Thanks for the link. Among other things, I would love to hear Hansen explain why according to him, over the last 100 years, tempertature monitoring stations have been systematically, steadily, and consistently relocated from warmer locations to cooler locations.
Clear now?
And I think it’s unlikely that there’s been a hundred-year old conspiracy. Which is exactly why I am suspicious of Hansen’s adjustments.
Monitoring stations get moved for a variety of reasons. Although I’m not familiar with temperature monitoring stations, I am aware of reasons why other monitoring locations change. In some cases, monitoring stations may be located at or near airports - when airports change, the baseline temperatures can also change. As an example, it’s quite likely that the temperature at the new Denver airport is going to be different than the temperature where Stapleton International used to be. Maybe it’s only half a degree, but that’s the level of change that is being evaluated here. As cities grow, the land that is surrounding a monitoring site changes its use pattern, maybe from farmland to suburb. That will affect the environment, including the temperature. Sometimes an area gets too hard to protect from vandals and has to be moved. Monitors may have been in place for half a century or more, and there have been enormous changes in that time in land use patterns and population.
Relative to temperature monitors, the issue of urban heat island may well have been one of the reasons why monitors were moved, as I noted above. As I recall, there was much hue and cry about the fact that temperature increases in urban areas resulted in misleading conclusions regarding temperature trends, so I would expect that there was a corresponding effort to move those monitors into different locations. Any change in the monitors’ locations would require some means to account for the changes in average temperature if any meaningful trend were to be developed. My understanding of the article in question is that is exactly what Hansen et al. were attempting to do.
Strictly speaking, this error on the Mars Climate Orbiter you refer to was due to the contractor failing to go thorugh a full requirements and interface verification or a “test like you fly” test program with software. Instead, they cut corners and tried to use existing components and code without full up testing, which is unfortunately not an uncommon problem. You can make the argument that NASA or a designated mission assurance subcontractor like The Aerospace Corporation should be more involved in overseeing testing and performing independent verification beyond component pedigree and mission readiness reviews, but the unit conversion failure was not due to a mix up by NASA personnel.
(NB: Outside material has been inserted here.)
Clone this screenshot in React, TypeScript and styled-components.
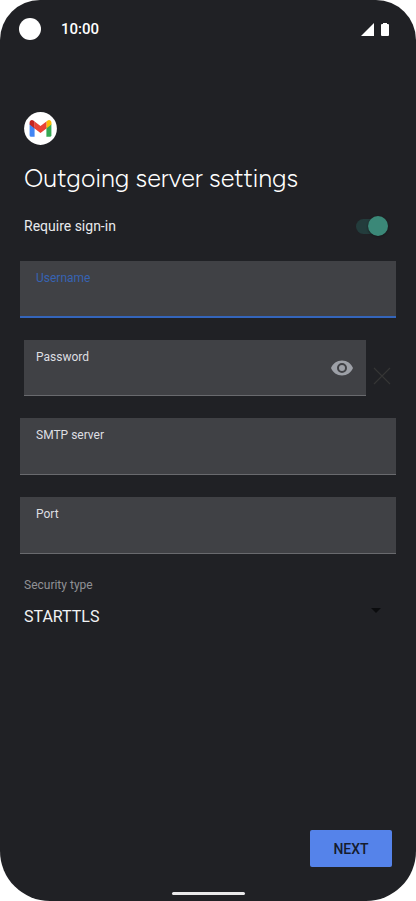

Sure, and that’s the problem. Unless there is some systematic reason for movement of monitoring stations, one would not expect a clear, consistent trend in a proper adjustment for site location.
I have a hard time believing that there was such a hue and cry before 1970. And yet there is a clear trend in the site location adjustment for that time period.
This would seem to mean that according to Hansen, temperature monitoring stations were systematically, steadily and consistently moved to cooler and cooler locations from the turn of the century, to 1970, and thereafter.
I didn’t see anything in the paper attempting to explain this.
That’s very interesting. Easily the best response in the thread.
So we can now say how the changes in data happen. How or why NASA could be producing ‘manipulated’ numbers, or how the changes can be explained.
These numbers are not the raw, factual record of measurement. They’re hypotheses for what ‘the temperatures actually were’ given ‘the temperatures that we’ve actually seen’. The premise of interpreting data is certainly not unreasonable. But it’s easy to see how bias can creep in. How emotional beliefs and predisposition will influence the formation of opinions and a scientist’s process of collection of observations and ideas, and be a big influence when a formed opinion is called to testify about how to interpret the past.
Of course we can’t go back and collect any more data. We must either accept that the data is unsufficient, or continue massaging it into something with its noise supposedly removed. But I think the point is: the vagaraties of raw measurement say that warming didn’t happen, and even in the 2001 IPCC report the claim was only that there’s a 60% confidence that global warming had happened up to that year. But it also doesn’t fucking matter. There’s no debate that continued CO2 will boost temperatures. It just saddens me to see more clear evidence that emotion is influcing what we would like to think are facts. But of course, you didn’t think scientists weren’t humans, did you?
Actually, it’s not all that hard to see a reason why there is a consistent trend in movement of monitoring sites. Let’s say a group of scientists puts up a meteorological station in 1930 on the outskirts of a large town, away from the factory and train station that are coal-fired and belching that good ol’ smoke of progress into the air. But the scientists want data that are not as impacted by these emissions, so they put the monitoring station in a relatively clean area away from the city center and the industrial area. The town grows, and by 1950, people have built up the area surrounding the monitoring station. Having removed the farmland and trees to build roads and houses in the newly formed suburbs, the area’s microclimate is changing - most likely getting warmer than the surroundings. So in the mid-60s they move the station farther out, back into somewhat cooler surroundings. Repeat this dozens, if not hundreds, of times, and you have a systematic movement into cooler temperatures. I’d expect the reverse scenario to be relatively rare.
I don’t have any data to back this up, but it’s a plausible scenario. A quick Google search of “relocation of meteorological stations” (227,000 hits) picks up quite a few documents on recent station relocations. With the current emphasis on temperature and other trends, it would seem that there is more awareness of the impact of these relocations now, but that may only be due to the fact that there is more on-line data about recent moves.
Sorry, but that explanation doesn’t make any sense to me. Suppose you have a hypothetical temperature monitoring station that is moved again and again as you describe. The temperature correction for that station would have a sawtooth shape, not a steady rise. Combine a few thousand sawtooths, and you won’t get a steady trend.
I don’t think there are lots of stations that have moved numerous times - certainly not enough to generate a sawtooth pattern. I don’t have anything to cite on that, so it’s possible that it could happen. But to me, anyway, it’s much more likely that there are multiple stations that have been moved away from warmer urban sites into cooler suburban sites, or to even cooler rural sites.
If a station is moved just once in your scenario, the correction would be a sawtooth pattern with a single tooth. Combine a few thousand such patterns, and you won’t get a steady increase.
Because, for any station there’s no reason to expect that the correction at time T would be, on average particularly lower than the correction at time T+x.